The three little ships that, on a misty afternoon in December, 1606, dropped down the Thames with sails set for an unknown country, carried any freight but that of books. Book-makers were there in less proportion than on board the solitary vessel that, in 1620, took a more northerly course, and cast anchor at last off the bleak and sullen shore of Massachusetts; but for both alike the stress of those early years left small energy or time for any composition beyond the reports that, at stated intervals, went back to the mother country. The work of the pioneer is for muscles first, brain having small opportunity, save as director; and it required more than one generation before authorship could become the business of any, not even the clergy being excepted from the stress of hard manual labor.

Yet, for the first departure, an enthusiasm of hope and faith filled many hearts. The England of that day had not been too kindly toward her men of letters, who were then, as now, also men of dreams, looking for something better than the best she had to offer, and who, in the early years of the seventeenth century, gathered in London as the centre least touched by the bigotry and narrowness of one party, the wild laxity and folly of the other. "The very air of London must have been electric with the daily words of those immortals whose casual talk upon the pavement by the street-side was a coinage of speech richer, more virile, more expressive than has been known on this planet since the great days of Atheman poetry, eloquence and mirth." There were "wits, dramatists, scholars, orators, singers, philosophers." For every one of them was the faith of something undefined, yet infinitely precious, to be born of all the mysterious influences in that new land to which all eyes turned, and old Michael Drayton's ringing ode on their departure held also a prophecy:

  "In kenning of the shore,
    Thanks to God first given,
      O you, the happiest men,
      Be frolic then;
  Let cannons roar,
    Frighting the wide heaven.

  "And in regions far
    Such heroes bring ye forth
      As those from whom we came;
      And plant our name
  Under that star
    Not known unto our north.

  "And as there plenty grows
    Of laurel everywhere—
      Apollo's sacred tree—
      You, it may see,
    A poet's brows to crown
      That may sing there."

The men who, in passing over to America could not cease to be Englishmen, were the friends and associates—the intellectual equals in many points of this extraordinary assemblage of brilliant and audacious intellects; and chief among them was the man at whose name we are all inclined to smile—Captain John Smith.

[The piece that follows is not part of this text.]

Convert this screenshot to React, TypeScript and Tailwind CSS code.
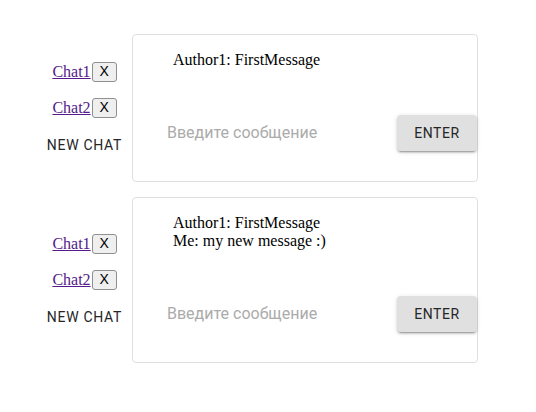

So many myths have hid the real man from view—some of them, it must be admitted, of his own making—that we forget how vivid and resolute a personality he owned, and the pride we may well have in him as the writer of the first distinctively American book. His work was not only for Virginia, but for New England as well. His life was given to the interests of both. Defeated plans, baffled hopes, had no power to quench the absorbing love that filled him to the end, and, at the very last, he wrote of the American colonies: "By that acquaintance I have with them, I call them my children; for they have been my wife, my hawks, hounds, my cards, my dice, and, in total, my best content, as indifferent to my heart as my left hand to my right."

Certain qualities, most prominent then, have, after a long disappearance, become once more, in degree at least, characteristic of the time. The book man of to-day is quite as likely to be also the man of affairs, and the pale and cloistered student of the past is rather a memory than a present fact. History thus repeats itself as usual, and the story of the literary men of the nineteenth century has many points in common with that of the seventeenth.